Using DataParallel

Hi Everyone, I’m having a hard time getting DataParallel to work in my training script. The model is wrapped in DataParallel like this:

model = torch.nn.DataParallel(model, device_ids=device_ids).cuda()

where for experimentation purposes device_ids = [1]. In the training loop after the data is loaded it is sent to the gpu like this:

data = data.cuda()

When device_ids = [0] this is all fine but for any other setting I get an error saying

RuntimeError: module must have its parameters and buffers on device cuda:1 (device_ids[0]) but found one of them on device: cuda:0

I’ve tried various combinations of changing .cuda() to .to(device) where device is set in different ways but to no avail. I’ve looked at all the tutorials and documentation as well. I guess my confusion is when using a model wrapped in DataParallel where should the actual data be sent in the training loop?

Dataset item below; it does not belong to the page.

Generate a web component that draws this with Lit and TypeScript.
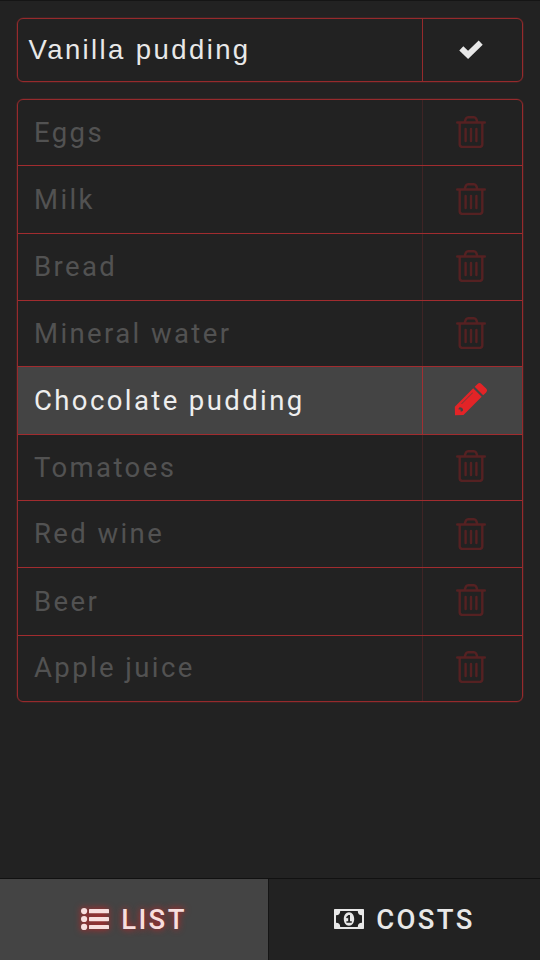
import { LitElement, html, css, svg } from "lit";
import { customElement, state } from "lit/decorators.js";

const trash = html`<svg class="trash" viewBox="0 0 30 32" width="30" height="32">
  <path d="M1.200 6.500H28.800M8.600 6.200L9.700 3Q10.300 1.300 12 1.300H18Q19.700 1.300 20.300 3L21.400 6.200M3.700 6.500V28.300Q3.700 30.900 6.300 30.900H23.700Q26.300 30.900 26.300 28.300V6.500M9.600 13V25M15 13V25M20.400 13V25" />
</svg>`;

const pencil = html`<svg class="pencil" viewBox="0 0 34 34" width="34" height="34">
  <path fill-rule="evenodd" d="M1 33.300L.8 24.700L19.200 6.300L27.700 14.800L9.500 33ZM5.600 25.300L4.600 26.400V27.400H6.600V29.400H7.900L9 28.500Q9.400 25.600 5.600 25.300ZM18.300 10.700L7.500 21.400Q7.100 22.300 7.800 21.900L18.800 11Q19.100 10.300 18.300 10.700Z" />
  <path d="M20.700 4.800L23.600 1.900Q25.500 0 27.400 1.900L32.100 6.600Q34 8.500 32.100 10.400L29.200 13.300Z" />
</svg>`;

const check = html`<svg class="check" viewBox="0 0 24 19" width="24" height="19">
  <path d="M2.300 8.300L9.100 14.900L21.700 2.700" />
</svg>`;

const listIcon = html`<svg class="tab-icon" viewBox="0 0 28 22" width="28" height="22">
  ${[3.1, 11, 18.9].map((y) => svg`<circle cx="3.1" cy=${y} r="3.1" /><rect x="8" y=${y - 2} width="20" height="4.2" rx="0.6" />`)}
</svg>`;

const moneyIcon = html`<svg class="tab-icon" viewBox="0 0 30 20" width="30" height="20">
  <path fill-rule="evenodd" d="M.7 0H29.3Q30 0 30 .7V19.3Q30 20 29.3 20H.7Q0 20 0 19.3V.7Q0 0 .7 0ZM6.2 2Q6.2 6.2 2 6.2V13.8Q6.2 13.8 6.2 18H23.8Q23.8 13.8 28 13.8V6.2Q23.8 6.2 23.8 2Z" />
  <path fill-rule="evenodd" d="M15 3.300C18.200 3.300 20.200 6.500 20.200 10S18.200 16.700 15 16.700S9.800 13.500 9.800 10S11.800 3.300 15 3.300ZM14.400 6L12 8.300L13.100 9.500L14.200 8.600V12.200H12.400V13.800H17.800V12.200H16V6Z" />
</svg>`;

@customElement("app-root")
export class AppRoot extends LitElement {
  @state() private items = ["Eggs", "Milk", "Bread", "Mineral water", "Chocolate pudding", "Tomatoes", "Red wine", "Beer", "Apple juice"];
  @state() private editing = 4;

  static styles = css`
    :host {
      display: flex;
      flex-direction: column;
      box-sizing: border-box;
      height: 960px;
      background: #222;
      border-top: 1px solid #151515;
      color: #e8e8e8;
      font-family: Roboto, sans-serif;
      font-size: 27.5px;
      letter-spacing: 2.4px;
      overflow: hidden;
    }
    svg { display: block; flex: none; fill: currentColor; }
    .entry, .list {
      box-sizing: border-box;
      margin: 0 17px;
      border: 1px solid #962a2c;
      border-radius: 6px;
      box-shadow: 0 0 0 0.5px #962a2c66;
      overflow: hidden;
    }
    .entry {
      display: flex;
      height: 64px;
      margin-top: 17px;
      font-family: "Liberation Sans", sans-serif;
    }
    .entry .name { padding: 0 0 0 10.5px; }
    .entry .action { padding-bottom: 2px; }
    .list {
      display: grid;
      grid-template-rows: 65px 68px 67px 66px 68px 66px 67px 68px 66px;
      height: 603px;
      margin-top: 17px;
    }
    .row { display: flex; box-sizing: border-box; }
    .row + .row { border-top: 1px solid #a12c2f; }
    .name {
      flex: 1;
      display: flex;
      align-items: center;
      white-space: pre;
    }
    .row .name { color: #525252; padding: 0 0 1px 16px; }
    .row:first-child .name { padding-bottom: 0; }
    .row:last-child .name { padding-bottom: 3px; }
    .action {
      box-sizing: border-box;
      width: 100px;
      display: flex;
      align-items: center;
      justify-content: center;
      border-left: 1px solid #962a2c;
      padding-right: 3px;
    }
    .row .action {
      padding-bottom: 1px;
      border-left-color: #3f2425;
      color: #552122;
    }
    .row:nth-child(3n) .action, .row:nth-child(8) .action { padding-bottom: 3px; }
    .row.active { background: #444; }
    .row.active .name { color: #eee; }
    .row.active .action {
      padding: 0 4px 3px 0;
      border-left-color: #a03033;
      color: #e32427;
    }
    .trash {
      fill: none;
      stroke: currentColor;
      stroke-width: 2.4;
      stroke-linecap: round;
    }
    .check {
      fill: none;
      stroke: currentColor;
      stroke-width: 5.8;
    }
    .tabs {
      display: flex;
      height: 82px;
      margin-top: auto;
      box-sizing: border-box;
      border-top: 1px solid #111;
      font-weight: 500;
    }
    .tab {
      flex: 1;
      display: flex;
      align-items: center;
      justify-content: center;
      gap: 12px;
      padding-bottom: 2px;
    }
    .tab span { padding-top: 2px; }
    .tab.on {
      flex: 0 0 268px;
      background: #444;
      border-right: 1px solid #151515;
      color: #f7dede;
      text-shadow: 0 0 7px #d32023;
    }
    .tab.on .tab-icon { filter: drop-shadow(0 0 3.5px #d32023); }
  `;

  render() {
    return html`
      <div class="entry">
        <div class="name">Vanilla pudding</div>
        <div class="action">${check}</div>
      </div>
      <div class="list">
        ${this.items.map((item, i) => html`
          <div class="row ${i === this.editing ? "active" : ""}">
            <div class="name">${item}</div>
            <div class="action">${i === this.editing ? pencil : trash}</div>
          </div>`)}
      </div>
      <div class="tabs">
        <div class="tab on">${listIcon}<span>LIST</span></div>
        <div class="tab">${moneyIcon}<span>COSTS</span></div>
      </div>
    `;
  }
}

Well one thing that seems to work is the following: suppose that device_ids = [1,2]. If I send both the model and the data to device ‘cuda:1’ then the training runs on both gpus. I’m not seeing the speedup I expected but at least it’s running. Also the utilization of gpu 2 is significantly lower than that of gpu 1. Is this correct? I.e., when using DataParallel do and where device is one of the gpus in device_ids? Or am I still missing something?

Well amend that. It runs but only on two gpus. The training machine has four gpus and when I try the above on 3 or 4 gpus it crashes the machine a few steps after training starts.